Bitcoin’s consensus rules have long relied on the reference client implementation (“code as specification”), but its side effects, concurrency, and legacy design impede formal verification and risk consensus forks. This paper introduces Hornet—the first compact, executable, purely formal consensus specification for Bitcoin. We design Hornet, a domain-specific language (DSL) enabling declarative, unambiguous modeling of consensus rules; adopt a layered architecture with optimized data structures to achieve mainnet synchronization in hours on a single thread; and support cross-version validation, consistency checking across client implementations, formal reasoning, automated consensus code generation, and AI-driven adversarial testing.
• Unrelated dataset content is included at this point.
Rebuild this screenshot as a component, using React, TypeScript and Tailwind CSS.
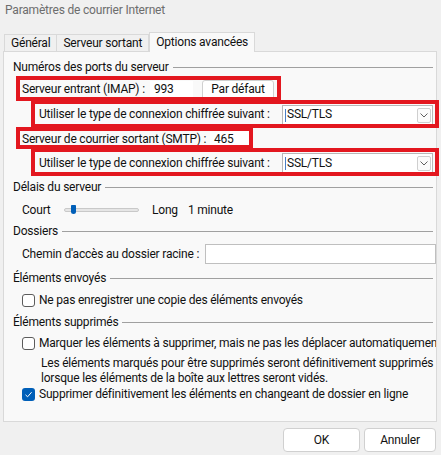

The implemented Hornet Node achieves production-grade robustness and correctness. By providing a machine-verifiable, implementation-agnostic foundation, Hornet advances decentralized governance and interoperability among heterogeneous Bitcoin clients.

Bitcoin's consensus rules are encoded in the implementation of its reference client: "The code is the spec." Yet this code is unsuitable for formal verification due to side effects, mutable state, concurrency, and legacy design. A standalone formal specification would enable verification both across versions of the reference client and against new client implementations, strengthening decentralization by reducing the risk of consensus-splitting bugs. Yet such a specification has long been considered intractable given the complexity of Bitcoin's consensus logic. We demonstrate a compact, executable, declarative C++ specification of Bitcoin consensus rules that syncs mainnet to tip in a few hours on a single thread. We also introduce the Hornet Domain-Specific Language (DSL) specifically designed to encode these rules unambiguously for execution, enabling formal reasoning, consensus code generation, and AI-driven adversarial testing. Our spec-driven client Hornet Node offers a modern and modular complement to the reference client. Its clear, idiomatic style makes it suitable for education, while its performance makes it ideal for experimentation. We highlight architectural contributions such as its layered design, efficient data structures, and strong separation of concerns, supported by production-quality code examples. We argue that Hornet Node and Hornet DSL together provide the first credible path toward a pure, formal, executable specification of Bitcoin consensus.